Now Finger might want to claim that the intrinsic authoritarianism of central planning will militate against all reforms that would impede the coordinator class manifesting its own preferences, so that it becomes an uphill struggle to win and maintain desirable reforms — just as, say, in capitalism it is an uphill struggle to win and maintain desirable labor laws or serious watchdog agencies, or redistributive taxes, and so on. I agree. My point is, however, that you can give Centrally Planned Socialism every benefit of every doubt, and it still fails as an economic vision — just as you can give capitalism every benefit of every doubt, and it still fails.
Finger says, “The Stalinist state has, it is true, an economic plan, but without an internally generated mechanism of self-regulation the plan is continuously plagued with bottlenecks, snags, disproportionalities, duplications and squalor.” Stupid central planning will be a mess. I agree.
So it is necessary in a sensibly Centrally Planned Socialist economy to have various techniques for amassing accurate information about tastes, preferences, and productive possibilities. Quite so, and arguing that this is impossible, which is false, or even that efforts to do this will be made difficult by certain features intrinsic to the system, which I agree with, is not near as instructive, it seems to me, as understanding why the system is decrepit even if sensible information is attained.

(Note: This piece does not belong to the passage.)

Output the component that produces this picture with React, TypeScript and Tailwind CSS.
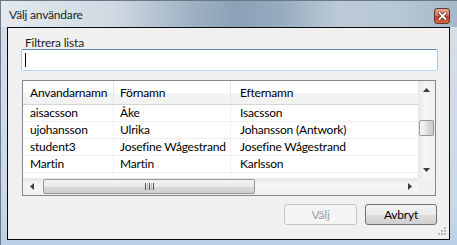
import React from "react";

const font = { fontFamily: 'Lato, "Noto Sans", sans-serif' };

const rows = [
    ["aisacsson", "Åke", "Isacsson"],
    ["ujohansson", "Ulrika", "Johansson (Antwork)"],
    ["student3", "Josefine Wågestrand", "Josefine Wågestrand"],
    ["Martin", "Martin", "Karlsson"],
];

function Arrow({ dir }: { dir: "up" | "down" | "left" | "right" }) {
    const pts = {
        up: "0,4 3.5,0 7,4",
        down: "0,0 3.5,4 7,0",
        left: "4,0 0,3.5 4,7",
        right: "0,0 4,3.5 0,7",
    }[dir];
    const vertical = dir === "up" || dir === "down";
    return (
        <svg width={vertical ? 7 : 4} height={vertical ? 4 : 7} viewBox={vertical ? "0 0 7 4" : "0 0 4 7"}>
            <polygon points={pts} fill="#3c3c3c" />
        </svg>
    );
}

function CloseButton() {
    return (
        <div className="flex h-[16px] w-[16px] items-center justify-center rounded-[3px] border border-[#5d3a33] bg-[linear-gradient(to_bottom,#eba48d_0%,#d9705a_45%,#c4391f_55%,#d86444_100%)]">
            <svg width="9" height="8" viewBox="0 0 9 8">
                <path d="M1.5 1 L7.5 7 M7.5 1 L1.5 7" stroke="#5b2a20" strokeWidth="3.4" strokeLinecap="square" />
                <path d="M1.5 1 L7.5 7 M7.5 1 L1.5 7" stroke="#ffffff" strokeWidth="1.8" strokeLinecap="square" />
            </svg>
        </div>
    );
}

function UserTable() {
    return (
        <div className="ml-[1px] flex h-[116px] w-[414px] flex-col border border-[#828790] bg-white">
            <div className="flex h-[97px]">
                {/* Columns */}
                <div className="flex flex-1 flex-col overflow-hidden whitespace-nowrap text-[12px] tracking-[-0.2px] text-black">
                    <div className="flex h-[24px] shrink-0 border-b border-[#d5d5d5] bg-[linear-gradient(to_bottom,#ffffff_0%,#ffffff_50%,#f3f4f6_51%,#f1f2f4_100%)]">
                        <div className="flex w-[91px] items-center overflow-hidden border-r border-[#e5e5e5] pl-[7px]">Anvandarnamn</div>
                        <div className="flex w-[117px] items-center overflow-hidden border-r border-[#e5e5e5] pl-[6px]">Förnamn</div>
                        <div className="flex flex-1 items-center pl-[9px]">Efternamn</div>
                    </div>
                    {rows.concat([["", "", ""]]).map((r, i) => (
                        <div key={i} className="flex h-[17px] shrink-0 border-b border-[#f0f0f0]">
                            <div className="flex w-[91px] items-center overflow-hidden border-r border-[#f0f0f0] pl-[7px]">{r[0]}</div>
                            <div className="flex w-[117px] items-center overflow-hidden border-r border-[#f0f0f0] pl-[6px]">{r[1]}</div>
                            <div className="flex flex-1 items-center pl-[9px]">{r[2]}</div>
                        </div>
                    ))}
                </div>

                {/* Vertical scrollbar */}
                <div className="flex w-[17px] flex-col bg-[linear-gradient(to_right,#e8e8e8,#f5f5f5_40%,#f0f0f0)]">
                    <div className="flex h-[17px] items-center justify-center pt-[1px]">
                        <Arrow dir="up" />
                    </div>
                    <div className="flex-1 pt-[22px]">
                        <div className="mx-auto h-[16px] w-[15px] rounded-[2px] border border-[#979797] bg-[linear-gradient(to_right,#f4f4f4,#e8e8e8_50%,#d9d9d9_51%,#cfcfcf)]" />
                    </div>
                    <div className="flex h-[17px] items-center justify-center">
                        <Arrow dir="down" />
                    </div>
                </div>
            </div>

            {/* Horizontal scrollbar */}
            <div className="flex h-[17px]">
                <div className="flex flex-1 bg-[linear-gradient(to_bottom,#e8e8e8,#f5f5f5_40%,#f0f0f0)]">
                    <div className="flex w-[17px] items-center justify-center">
                        <Arrow dir="left" />
                    </div>
                    <div className="flex flex-1 items-center pl-[3px]">
                        <div className="flex h-[15px] w-[212px] items-center justify-center gap-[1px] rounded-[2px] border border-[#979797] bg-[linear-gradient(to_bottom,#f4f4f4,#e8e8e8_50%,#d9d9d9_51%,#cfcfcf)]">
                            <div className="h-[7px] w-[1px] bg-[#555]" />
                            <div className="h-[7px] w-[1px] bg-[#bbb]" />
                            <div className="h-[7px] w-[1px] bg-[#555]" />
                            <div className="h-[7px] w-[1px] bg-[#bbb]" />
                            <div className="h-[7px] w-[1px] bg-[#555]" />
                        </div>
                    </div>
                    <div className="flex w-[17px] items-center justify-center">
                        <Arrow dir="right" />
                    </div>
                </div>
                <div className="w-[17px] bg-[#f0f0f0]" />
            </div>
        </div>
    );
}

export default function App() {
    return (
        <div
            style={font}
            className="flex h-[245px] w-[457px] flex-col overflow-hidden border-l border-t border-[#6b7887] bg-[linear-gradient(to_bottom,#d5dfe9,#c9d8e7_85%,#b9d0e6)] tracking-[-0.2px]"
        >
            {/* Title bar */}
            <div className="flex h-[26px] shrink-0 items-center bg-[linear-gradient(to_right,#e3e9ef_0%,#cfd9e2_25%,#9eb1c3_42%,#8ba1b6_52%,#98adc0_62%,#bccad7_74%,#b7c6d3_88%,#a5b8c9_100%)] pl-[8px] pr-[7px]">
                <span className="flex-1 pt-[2px] text-[12px] text-[#1e1e1e]">Välj användare</span>
                <div className="pt-[4px]">
                    <CloseButton />
                </div>
            </div>

            {/* Client area */}
            <div className="relative ml-[6px] mr-[7px] flex h-[213px] shrink-0 flex-col border border-[#0a0a0a] bg-[#f0f0f0] pl-[13px] pr-[11px]">
                <div className="h-[21px] pl-[4px] pt-[8px] text-[12px] leading-[14px] text-[#1e1e1e]">Filtrera lista</div>
                <div className="flex h-[22px] items-center rounded-[2px] border border-[#a4c9e3] border-t-[#5a88b1] border-b-[#b7d9ed] bg-white pl-[3px]">
                    <div className="h-[14px] w-[1px] bg-black" />
                </div>
                <div className="mt-[9px]">
                    <UserTable />
                </div>
                <div className="mt-[8px] flex justify-end gap-[8px] pr-[1px] text-[12px]">
                    <div className="flex h-[21px] w-[73px] items-center justify-center rounded-[3px] border border-[#c2c5c8] bg-[#f4f4f4] text-[#a0a0a0]">
                        Välj
                    </div>
                    <div className="flex h-[21px] w-[72px] items-center justify-center rounded-[3px] border border-[#707070] bg-[linear-gradient(to_bottom,#f2f2f2_0%,#ebebeb_50%,#dddddd_51%,#cfcfcf_100%)] text-black">
                        Avbryt
                    </div>
                </div>
                {/* Resize grip */}
                <svg className="absolute bottom-[4px] right-[3px]" width="8" height="8" viewBox="0 0 8 8">
                    {[
                        [6, 0],
                        [6, 3],
                        [3, 3],
                        [6, 6],
                        [3, 6],
                        [0, 6],
                    ].map(([x, y], i) => (
                        <rect key={i} x={x} y={y} width="2" height="2" fill="#b8b8b8" />
                    ))}
                </svg>
            </div>
        </div>
    );
}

Finger rejects Stalinist repression, and combining political and economic functions in one authoritarian state apparatus. I do too, and that is in no way contrary to my additional rejection of the purely economic system that I label Socialism 1, and of all authoritarianism in any institutions, for that matter.
Finally, Finger says he is “taken aback” by my “tangential and perhaps unintentional suggestion that revolutionary Russia of 1917 was of a piece with the Soviet Union of 1937 or 1987, and, by extension, with Eastern Europe, China and Cuba.” I don’t know what words of mine Finger has in mind as saying that, but in any event, I don’t equate the workers’ Soviets in their initial revolutionary phase with what followed in later years. On the contrary, I think the early workers’ Soviets were an honest and worthy and even historically exemplary expression of truly socialist aspirations, which were, however, repressed, suppressed, and otherwise brought to naught later. The difference I have with Finger on this score is that while I agree with him that Stalinism was despicable, I think it was the Bolsheviks whom Finger seems to celebrate — or, much more accurately, the Bolshevik leadership, and, at the top, Lenin and Trotsky, who crushed the true revolutionary and socialist aspirations of the workers’ and peasants’ councils. But none of this was my topic, of course.